In summary, we have shown the concept of temporal loss boundary as an extra dimension to manipulate the dynamics of cavity photons. The temporal boundary is demonstrated with extended mode control capability than conventional approach. We interpreted the process with a temporal two-dipole mode by merging the sudden perturbation into cavity dynamics that reproduces the experimental spectral features. The temporal dimension introduces an additional degree of freedom to tune the cavity at an ultrafast timescale and would benefit optical communications for adjustable time-bandwidth ratio. The concept may find applications in design of photonic memory and quantum hyperentanglement. The linear tunability of cavity frequency induced by the temporal boundary is not limited by the requirement of the phase matching condition, and would be of special interest in the terahertz regime, where nonlinear frequency mixing is challenging due to scarcity of high power sources.


FDTD simulations

Data in Fig. 1 were simulated using the FDTD module with periodic boundary conditions for a unit cell. Dimensions of the unit cell are p = 250 μm, d = 240 μm, and h = 80 μm with silicon cylinder sitting on quartz substrate. Lossless materials were set at steady state for silicon and quartz with refractive indices of 3.42 and 2.00, respectively. For simulations subject to temporal boundaries, variation of conductivity in silicon thin film is modeled to account for the dynamic photocarrier density whose thickness is determined by skin depth of pump light. For simplicity, spatially uniform conductivity of the top 10 μm-thick silicon sheet was set to compute the terahertz cavity dynamics in both regime I and regime II. In regime I, a time-invariant conductivity (σ = 100 S/m for data in Fig. 1d) was defined. In regime II, a time-varying conductivity following a step function \(\sigma (t)=\left\{\begin{array}{c}0\\ \frac{1000}{14}t\\ 1000\end{array}\right.\) S/m for \(\left\{\begin{array}{c}t < {t}_{p}\\ {t}_{p}\le t\le {t}_{p}+14\\ t > {t}_{p}+14\end{array}\right.\) was imported to material property library of the 10 μm-thick silicon sheet. tp was set at 120 ps for data in Fig. 1d. Electric and magnetic field distributions were extracted from the passive modes at center frequencies with lossless materials.

Gabor transform

Gabor transform was used to expand the temporal profile with an extra dimension of frequency so that we can visualize the temporal distribution of frequency components. The transform of the temporal profile x(t) is defined by the formula

$${G}_{x}(\tau ,\omega )=\int_{-\infty }^{\infty }x(t)\cdot {e}^{-\pi {(t-\tau )}^{2}}\cdot {e}^{-j\omega t}dt.$$

In the process of Gabor transform, we perform Fourier transform for partial temporal profile (x(t)) that is chosen by the time window defined by Gaussian function. The window should be carefully chosen according the oscillation period of temporal profile for the tradeoff between spectral information and temporal resolution.
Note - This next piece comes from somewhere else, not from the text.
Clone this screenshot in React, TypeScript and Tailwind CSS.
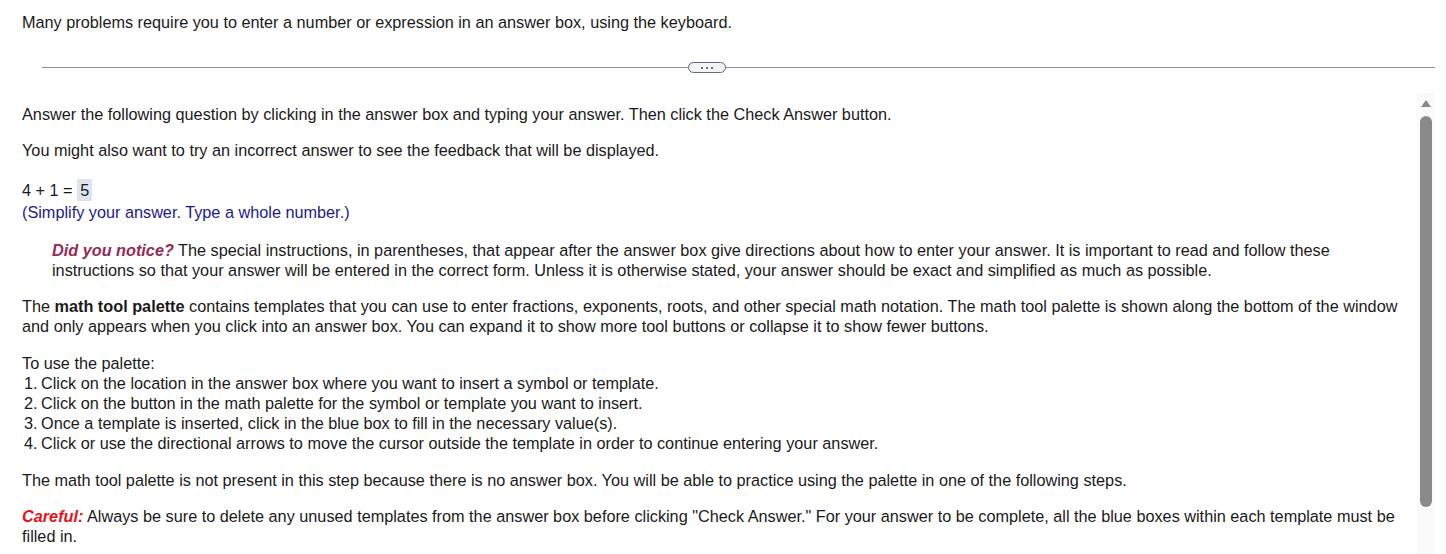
import { useState } from "react";

const steps = [
  "Click on the location in the answer box where you want to insert a symbol or template.",
  "Click on the button in the math palette for the symbol or template you want to insert.",
  "Once a template is inserted, click in the blue box to fill in the necessary value(s).",
  "Click or use the directional arrows to move the cursor outside the template in order to continue entering your answer.",
];

export default function App() {
  const [answer] = useState("5");

  return (
    <div className="flex h-screen flex-col overflow-hidden bg-white font-['Liberation_Sans',Arial,sans-serif] text-[16.25px] leading-5 text-[#1a1a1a]">
      {/* top pane */}
      <div className="h-[62px] shrink-0 px-[22px] pt-3">
        <p>Many problems require you to enter a number or expression in an answer box, using the keyboard.</p>
      </div>

      {/* splitter */}
      <div className="flex h-[11px] shrink-0 items-center pl-[42px] pr-[11px]">
        <div className="h-px w-[646px] bg-[#8a8f9c]" />
        <button className="flex h-[11px] w-[38px] shrink-0 items-center justify-center gap-[3px] rounded-full border border-[#5f6675] bg-[#f2f4f7]">
          <span className="h-[2px] w-[2px] rounded-full bg-[#3c4350]" />
          <span className="h-[2px] w-[2px] rounded-full bg-[#3c4350]" />
          <span className="h-[2px] w-[2px] rounded-full bg-[#3c4350]" />
        </button>
        <div className="h-px flex-1 bg-[#8a8f9c]" />
      </div>

      {/* bottom pane */}
      <div className="flex min-h-0 flex-1 pt-[20px]">
        <div className="min-w-0 flex-1 pl-[22px] pr-[14px] pt-[11px]">
          <p>Answer the following question by clicking in the answer box and typing your answer. Then click the Check Answer button.</p>
          <p className="mt-4">You might also want to try an incorrect answer to see the feedback that will be displayed.</p>

          <div className="mt-[19px] flex h-[22px] items-center">
            <span>4 + 1 =&nbsp;</span>
            <span className="flex h-[22px] items-center bg-[#dce4ef] px-[3px]">{answer}</span>
          </div>
          <p className="mt-[1px] text-[#1c1a8a]">(Simplify your answer. Type a whole number.)</p>

          <p className="ml-[30px] mt-[18px]">
            <span className="font-bold italic text-[#952a55]">Did you notice?</span> The special instructions, in parentheses, that appear after the answer box give directions about how to enter your answer. It is important to read and follow these instructions so that your answer will be entered in the correct form. Unless it is otherwise stated, your answer should be exact and simplified as much as possible.
          </p>

          <p className="mt-4">
            The <span className="font-bold">math tool palette</span> contains templates that you can use to enter fractions, exponents, roots, and other special math notation. The math tool palette is shown along the bottom of the window and only appears when you click into an answer box. You can expand it to show more tool buttons or collapse it to show fewer buttons.
          </p>

          <p className="mt-[17px]">To use the palette:</p>
          <ol>
            {steps.map((s, i) => (
              <li key={i} className="flex">
                <span className="w-[19px] shrink-0 pl-[2px]">{i + 1}.</span>
                <span>{s}</span>
              </li>
            ))}
          </ol>

          <p className="mt-[17px]">The math tool palette is not present in this step because there is no answer box. You will be able to practice using the palette in one of the following steps.</p>

          <p className="mt-4">
            <span className="font-bold italic text-[#e5131a]">Careful:</span> Always be sure to delete any unused templates from the answer box before clicking "Check Answer." For your answer to be complete, all the blue boxes within each template must be filled in.
          </p>
        </div>

        {/* scrollbar */}
        <div className="mr-3 flex w-[17px] shrink-0 flex-col items-center bg-[#fafafa] pt-[7px]">
          <svg width="10" height="7" viewBox="0 0 10 7" className="fill-[#8a8a8a]">
            <path d="M5 0 L10 7 L0 7 Z" />
          </svg>
          <div className="mt-[9px] h-[391px] w-[12px] rounded-full bg-[#8a8a8a]" />
        </div>
      </div>
    </div>
  );
}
OPTP experiments and dynamics measurements

Home-built OPTP spectroscopy setup was used for time-resolved transmission measurements of samples. A near-infrared laser beam (Ti: sapphire laser, 100 fs, 6 mJ per pulse at 800 nm with 1 kHz repetition rate) was coherently split into three parts: external pump source, pump–beam for terahertz generation, and detection beam for EO sampling. All the three beams were synchronized for time-resolved measurements. Transmission spectra without pump were scanned for 200 ps in order to capture all the cavity oscillations (averaged over ten scans, but still limited by signal to noise ratio). All the frequency domain spectra were normalized to the reference (a bare substrate) after Fourier transform.

In temporal boundary experiments, height and delay mainly refer to properties of pump pulses. Height of boundary is determined by pump fluence, which was adjusted by tuning the variable neutral density filter inserted in the pump–beam path as shown in Fig. 5. The relative delay refers to the time difference between terahertz pulses and pump pulses arriving at sample. Time difference was tuned by accurately adjusting the position of retroreflector on the delay stage with a subpicosecond resolution.

Fig. 5: Schematic illustration of experimental setup.
figure 5

Loss boundary height and delay are adjusted by tuning the pump fluence and positions of retroreflectors for pump and terahertz probe beams, respectively.

In pump–probe experiments, pump–beam diameter (~10 mm) is larger than that of the probe terahertz beam so that the probe area is uniformly pumped. By controlling the relative time of terahertz pulse and pump pulse via a delay stage, terahertz time-domain transmission dynamics can be captured by EO sampling. The photocarrier dynamics was measured by monitoring the terahertz peak electric field evolution of time-domain signals (at 2.5 ps, see Fig. 2a) by scanning the arrival time of pump pulses relative to the terahertz pulses. Once the pump pulses arrive at the sample, terahertz peak electric field will reveal perturbations due to injection of photocarriers. The peak electric field evolution was mapped by scanning the pump delay which is proportional to photocarrier density. The longest scanning time is ~3 ns in the measurement of relaxation dynamics of photocarriers due to the limited traveling range of delay stage.